Look below. Copy each line that has "styles" in it.

> [Stored data]:
┌──

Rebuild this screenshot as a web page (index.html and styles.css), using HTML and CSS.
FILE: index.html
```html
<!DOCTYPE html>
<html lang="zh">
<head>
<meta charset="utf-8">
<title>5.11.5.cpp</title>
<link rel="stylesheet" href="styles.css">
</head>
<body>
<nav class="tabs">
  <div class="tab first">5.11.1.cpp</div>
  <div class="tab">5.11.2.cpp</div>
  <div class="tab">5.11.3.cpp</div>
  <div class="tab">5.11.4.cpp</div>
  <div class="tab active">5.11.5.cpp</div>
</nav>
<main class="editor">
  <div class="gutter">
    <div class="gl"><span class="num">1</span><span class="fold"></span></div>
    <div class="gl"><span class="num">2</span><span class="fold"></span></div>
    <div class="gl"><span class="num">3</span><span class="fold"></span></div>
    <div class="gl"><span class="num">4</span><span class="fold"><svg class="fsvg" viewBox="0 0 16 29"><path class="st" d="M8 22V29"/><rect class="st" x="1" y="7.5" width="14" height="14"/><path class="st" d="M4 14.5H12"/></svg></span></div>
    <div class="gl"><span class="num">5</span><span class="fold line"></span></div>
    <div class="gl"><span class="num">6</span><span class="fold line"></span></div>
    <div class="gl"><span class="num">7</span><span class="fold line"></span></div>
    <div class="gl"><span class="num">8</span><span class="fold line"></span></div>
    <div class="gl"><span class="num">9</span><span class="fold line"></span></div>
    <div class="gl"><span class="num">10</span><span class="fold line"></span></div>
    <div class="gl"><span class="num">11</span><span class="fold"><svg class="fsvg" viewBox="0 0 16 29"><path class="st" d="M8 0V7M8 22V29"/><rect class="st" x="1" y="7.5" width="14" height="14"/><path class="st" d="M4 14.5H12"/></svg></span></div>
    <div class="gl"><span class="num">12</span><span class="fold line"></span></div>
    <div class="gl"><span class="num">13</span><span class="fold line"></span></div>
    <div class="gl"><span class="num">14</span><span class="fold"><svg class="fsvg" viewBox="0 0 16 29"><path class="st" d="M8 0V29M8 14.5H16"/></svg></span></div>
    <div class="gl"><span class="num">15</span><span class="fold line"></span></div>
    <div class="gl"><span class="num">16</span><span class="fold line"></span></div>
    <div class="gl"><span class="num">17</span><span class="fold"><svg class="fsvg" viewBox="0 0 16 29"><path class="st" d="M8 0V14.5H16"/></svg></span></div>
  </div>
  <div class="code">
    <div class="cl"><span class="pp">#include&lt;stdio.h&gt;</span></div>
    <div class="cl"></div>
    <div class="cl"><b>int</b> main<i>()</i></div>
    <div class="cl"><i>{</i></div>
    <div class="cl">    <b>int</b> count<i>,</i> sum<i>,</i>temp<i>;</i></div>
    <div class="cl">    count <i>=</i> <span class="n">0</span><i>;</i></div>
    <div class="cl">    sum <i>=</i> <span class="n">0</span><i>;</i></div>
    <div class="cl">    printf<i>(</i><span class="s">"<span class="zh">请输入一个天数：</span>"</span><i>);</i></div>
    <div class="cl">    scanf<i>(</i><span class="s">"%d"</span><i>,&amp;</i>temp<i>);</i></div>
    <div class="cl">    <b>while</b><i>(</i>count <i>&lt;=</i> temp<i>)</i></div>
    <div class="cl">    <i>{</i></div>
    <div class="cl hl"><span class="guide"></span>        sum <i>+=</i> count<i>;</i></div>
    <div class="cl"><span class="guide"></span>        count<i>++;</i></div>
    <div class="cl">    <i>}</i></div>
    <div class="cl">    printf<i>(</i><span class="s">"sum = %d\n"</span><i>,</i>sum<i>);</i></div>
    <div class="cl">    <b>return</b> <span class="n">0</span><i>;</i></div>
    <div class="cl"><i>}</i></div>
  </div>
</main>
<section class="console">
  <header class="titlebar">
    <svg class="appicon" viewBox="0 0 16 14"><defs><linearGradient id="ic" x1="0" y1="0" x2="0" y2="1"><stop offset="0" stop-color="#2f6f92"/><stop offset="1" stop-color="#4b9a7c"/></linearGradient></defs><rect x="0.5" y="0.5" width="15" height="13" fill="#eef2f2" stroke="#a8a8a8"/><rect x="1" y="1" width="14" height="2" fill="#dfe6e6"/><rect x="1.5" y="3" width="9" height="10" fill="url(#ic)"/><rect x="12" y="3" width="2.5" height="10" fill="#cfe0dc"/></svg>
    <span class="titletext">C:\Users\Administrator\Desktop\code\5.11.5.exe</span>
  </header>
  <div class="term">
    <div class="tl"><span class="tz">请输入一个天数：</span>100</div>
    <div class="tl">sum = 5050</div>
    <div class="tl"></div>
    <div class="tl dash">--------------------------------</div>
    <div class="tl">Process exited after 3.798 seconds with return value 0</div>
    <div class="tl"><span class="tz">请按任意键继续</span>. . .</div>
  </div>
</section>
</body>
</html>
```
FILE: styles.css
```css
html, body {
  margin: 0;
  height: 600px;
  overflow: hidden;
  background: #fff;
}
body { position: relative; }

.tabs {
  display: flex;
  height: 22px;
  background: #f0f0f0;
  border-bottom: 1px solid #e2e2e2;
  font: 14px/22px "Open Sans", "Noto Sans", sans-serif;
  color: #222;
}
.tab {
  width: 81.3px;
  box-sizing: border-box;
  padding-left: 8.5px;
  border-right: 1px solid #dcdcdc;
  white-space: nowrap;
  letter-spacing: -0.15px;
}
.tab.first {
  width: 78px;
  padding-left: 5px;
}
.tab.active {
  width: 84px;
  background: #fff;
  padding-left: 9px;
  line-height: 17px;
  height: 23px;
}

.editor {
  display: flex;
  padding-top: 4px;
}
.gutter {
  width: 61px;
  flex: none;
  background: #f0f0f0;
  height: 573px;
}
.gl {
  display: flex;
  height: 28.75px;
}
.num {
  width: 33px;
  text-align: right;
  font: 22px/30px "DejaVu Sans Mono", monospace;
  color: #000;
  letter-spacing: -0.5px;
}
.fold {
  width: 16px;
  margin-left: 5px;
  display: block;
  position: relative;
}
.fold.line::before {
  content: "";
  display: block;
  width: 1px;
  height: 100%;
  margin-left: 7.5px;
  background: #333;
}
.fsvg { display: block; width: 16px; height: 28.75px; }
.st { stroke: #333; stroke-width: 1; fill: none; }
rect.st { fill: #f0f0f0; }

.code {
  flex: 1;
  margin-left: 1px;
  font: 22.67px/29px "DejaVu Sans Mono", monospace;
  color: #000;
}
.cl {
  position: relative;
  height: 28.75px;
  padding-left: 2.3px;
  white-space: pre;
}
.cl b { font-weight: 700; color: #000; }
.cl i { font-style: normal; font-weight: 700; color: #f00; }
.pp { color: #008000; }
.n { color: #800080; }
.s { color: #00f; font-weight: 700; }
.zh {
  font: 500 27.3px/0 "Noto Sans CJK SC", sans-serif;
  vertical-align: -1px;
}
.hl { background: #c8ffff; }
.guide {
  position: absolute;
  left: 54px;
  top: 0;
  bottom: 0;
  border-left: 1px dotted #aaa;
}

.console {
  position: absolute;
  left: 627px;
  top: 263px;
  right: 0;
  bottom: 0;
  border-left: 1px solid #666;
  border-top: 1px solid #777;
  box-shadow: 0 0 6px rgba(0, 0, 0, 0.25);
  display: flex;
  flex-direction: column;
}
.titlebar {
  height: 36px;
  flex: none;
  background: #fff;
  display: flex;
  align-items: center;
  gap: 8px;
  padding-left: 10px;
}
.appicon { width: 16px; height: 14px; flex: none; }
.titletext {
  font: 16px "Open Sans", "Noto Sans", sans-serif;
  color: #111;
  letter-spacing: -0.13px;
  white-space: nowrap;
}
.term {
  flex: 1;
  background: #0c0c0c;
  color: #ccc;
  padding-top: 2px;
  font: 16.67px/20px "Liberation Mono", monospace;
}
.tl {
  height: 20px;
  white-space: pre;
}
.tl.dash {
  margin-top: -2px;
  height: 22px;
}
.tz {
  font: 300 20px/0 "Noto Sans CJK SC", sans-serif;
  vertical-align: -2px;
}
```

└──

> [Expected answer]:
Rebuild this screenshot as a web page (index.html and styles.css), using HTML and CSS.
<link rel="stylesheet" href="styles.css">
FILE: styles.css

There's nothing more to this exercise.